Recommended Configuration:
spring.jpa.hibernate.ddl-auto=validate
or
spring.jpa.hibernate.ddl-auto=none
Example:
spring.jpa.hibernate.ddl-auto=validate
spring.flyway.enabled=true
Migration Example:
-- V1__create_users.sql
CREATE TABLE users (
id BIGINT PRIMARY KEY,
name VARCHAR(255)
);
Benefits:
• Version controlled database changes
• Better team collaboration
• Easier rollbacks
• Predictable deployments
• Safer production releases
Common Mistakes Developers Make
Mistake #1
Using update in production.
Problem:
Unexpected schema modifications can occur.
Mistake #2
Using create in production.
Problem:
Complete data loss after restart.
Mistake #3
Not validating schema before deployment.
Problem:
Application starts but fails later due to schema mismatch.
Mistake #4
Relying on Hibernate for database migrations.
Problem:
Complex migrations become difficult to manage.
Best Practices
Use update only during development.
Use create-drop for testing.
Use validate in staging and production.
Use Flyway or Liquibase for schema migrations.

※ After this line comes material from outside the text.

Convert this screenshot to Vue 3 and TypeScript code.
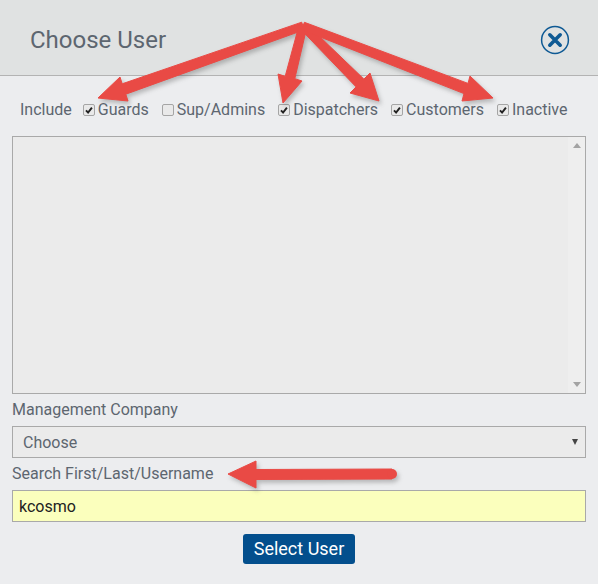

Never use create in production.
Keep schema changes version controlled.
Review migration scripts before deployment.
Conclusion
The spring.jpa.hibernate.ddl-auto property plays a critical role in how Hibernate manages your database schema.
Choosing the correct value depends on your environment and deployment strategy.
Quick Summary:
• none → No schema management.
• validate → Only validates schema.
• update → Updates schema automatically.
• create → Recreates schema every startup.
• create-drop → Creates schema on startup and removes it on shutdown.
For most professional Spring Boot applications:
Development → update
Testing → create-drop
Production → validate or none
Combining Hibernate with Flyway or Liquibase provides the safest and most scalable approach for managing database changes in modern applications.